Prenons Gregory qui a tellement joué avec les petits Zoulous et qui ensuite, parce qu’il y a eut toute cette propagande était farouchement contre les noirs, car il pensait que les noirs voulaient leur ravir ce qui était aussi devenu leur terre.
Je ne serai pas aussi catégorique. Mais enfin c’est un travail que j’ai commencé pour le professeur Thomson qui a ce groupe de recherche à Fort-de-France. Je pense qu’il faut être plus nuancé et surtout il ne faut pas oublier ce qu’est l’être humain, ce qu’est cet être parlant, ce sujet de la parole de l’inconscient, "se-jouis " puisque Lacan à la fin de son enseignement met l’accent sur la jouissance. Il ne faut pas oublier que c’est la même chose pour tout être parlant.
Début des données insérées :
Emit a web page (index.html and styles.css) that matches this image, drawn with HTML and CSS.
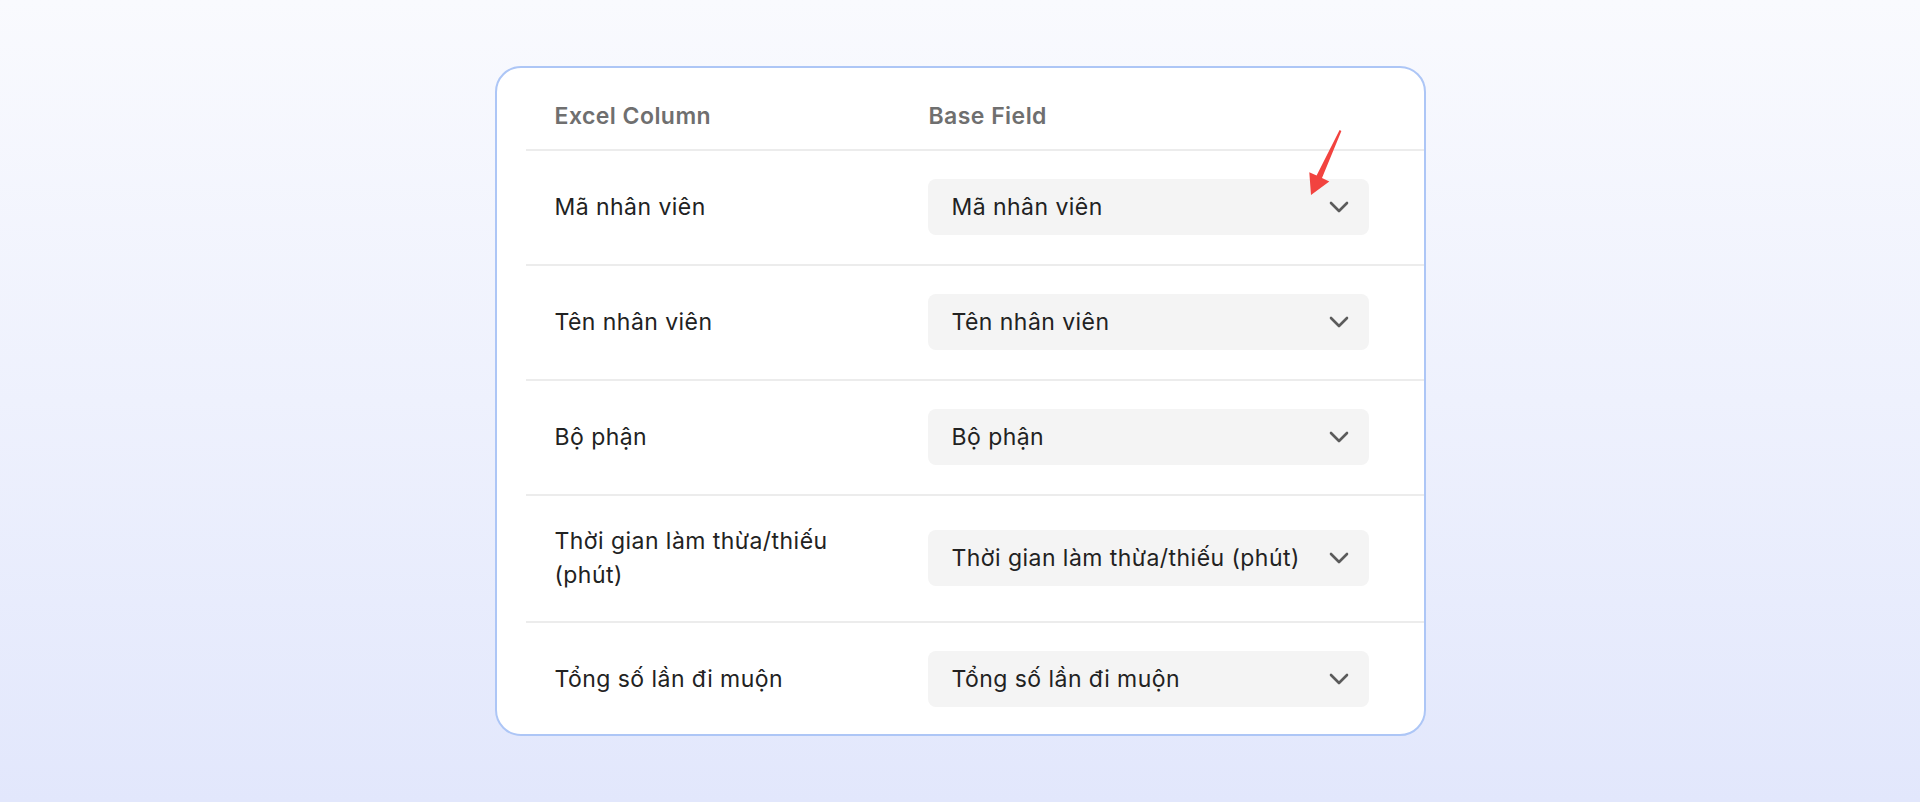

Maintenant, comment cela va se différencier ? Voilà ce que j’essaie de voir dans ce travail en cours mais je crois qu’il ne faut pas être radical, il ne faut pas se dire que ça ne peut que se passer comme cela. Au départ pour nous tous, il y a la haine qui peut se transformer en amour. Et du fait de ce renversement pulsionnel, possible, l’amour peut se transformer en haine. Mais il est sûr qu’il faut tenir compte de ce qui est venu là, marquer l’infans. Et il est sûr que quelque chose est venu marquer l’infans dans ces sociétés où noirs et blancs vivent, et où les femmes noires ont à s’occuper d’enfants, de ces bébés, il est sûr que quelque chose est venu marquer cette matrice de l’idéal du moi comme nous dit Lacan, qui porte aussi la marque d’une femme noire qui s’est occupée d’eux.
Moustapha Safouan :
Je crois que cette question de la haine et de sa part dans le combat nationaliste peut se placer, si on distingue entre un désir donnant son prix à la vie, ce désir sur lequel on ne cède pas, comme par exemple le désir d’avoir sa dignité d’être humain, d’enterrer son frère selon les rites et la jouissance de la mort comme telle, d’être au-delà de la mort qui est le style qui prévaut maintenant dans un certain combat chez ceux que l’on appelle les intégristes. Malheureusement, tout concourt a ce que ce deuxième style l’emporte de plus en plus, c’est inévitable.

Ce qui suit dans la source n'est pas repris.